Elsewhere in the column Brooks says that the Near East “is not a chessboard we have the power to manipulate,” which is true, but he then ignores the wisdom contained in this statement and proposes all the many ways that the U.S. should keep trying to influence events there. Despite this brief moment of realizing the limits of U.S. power, Brooks can’t entertain the possibility that the U.S. shouldn’t be directly involved in the region’s conflicts. Even though he says that the U.S. should strive to avoid “cynical alliances,” in practice the interventionist approach that he insists on absolutely requires such alliances on a regular basis. Receiving support from Sunni monarchies to fight the war against ISIS is about as cynical and hypocritical as it gets, not least since some of the same governments have been actively backing jihadist groups in Syria for years, but Brooks says nothing about this. He is very worried about a “de facto alliance with Assad” (and I agree that this is also a bad idea) while ignoring the ongoing cooperation with regional regimes that routinely trample on “our values” in their domestic and foreign policies. Brooks wants to pretend that there can be such a thing as scrupulous, “values”-based interventionism, which requires him to ignore the realities of actual U.S. interventions.

In keeping with this argument, Brooks urges us to take the most simplistic approach imaginable:

When you don’t know the future and can’t control events, bet on people. Support the good, oppose the bad.

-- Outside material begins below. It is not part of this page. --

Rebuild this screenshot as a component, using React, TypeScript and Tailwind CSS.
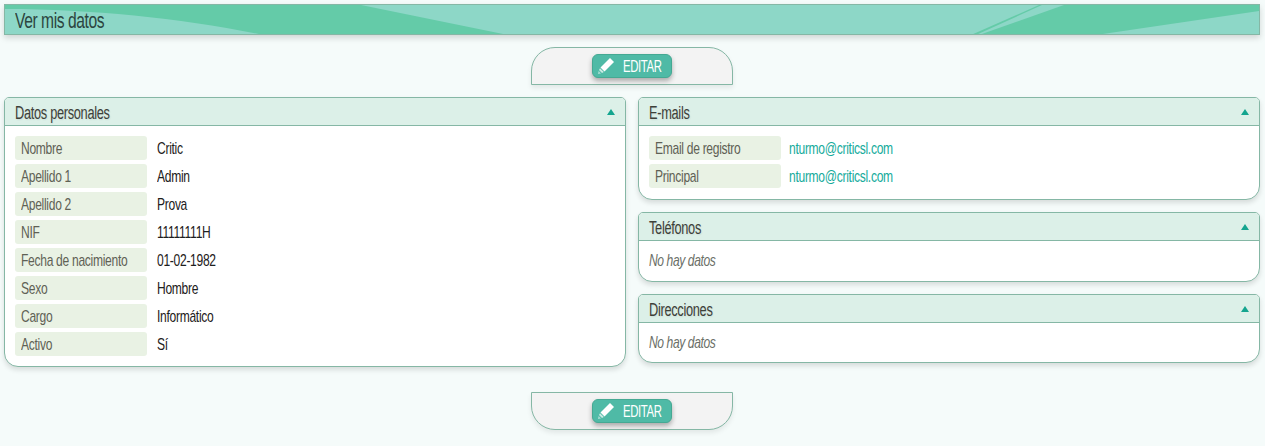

Gosh, why hasn’t anyone thought of that? Mind you, it is exactly this sort of oversimplified approach to foreign conflicts that keeps luring the U.S. into unnecessary wars. The belief that there are obvious “good” forces available to be supported in a given conflict encourages the U.S. to take sides in a fight when there may be no good reason to take sides. It takes for granted that the government is a consistently good judge of the character, motives, and political goals of actors in other countries that it understands at best superficially. We know from experience, however, that the U.S. is frequently misled by groups that tell our officials what they want to hear, and more often than not many U.S. policymakers make a point of whitewashing the records and views of these groups in order to make them seem more deserving of support. Thus terrorists and criminals are feted as freedom fighters, extreme nationalists are portrayed as liberal democrats, and sectarian fanatics are called moderates. These mistakes keep being made because our policymakers are doing what Brooks recommends. They think they are “supporting the good,” but quite often they realize too late that there weren’t any “good” forces to support or that they picked the worse of the two sides.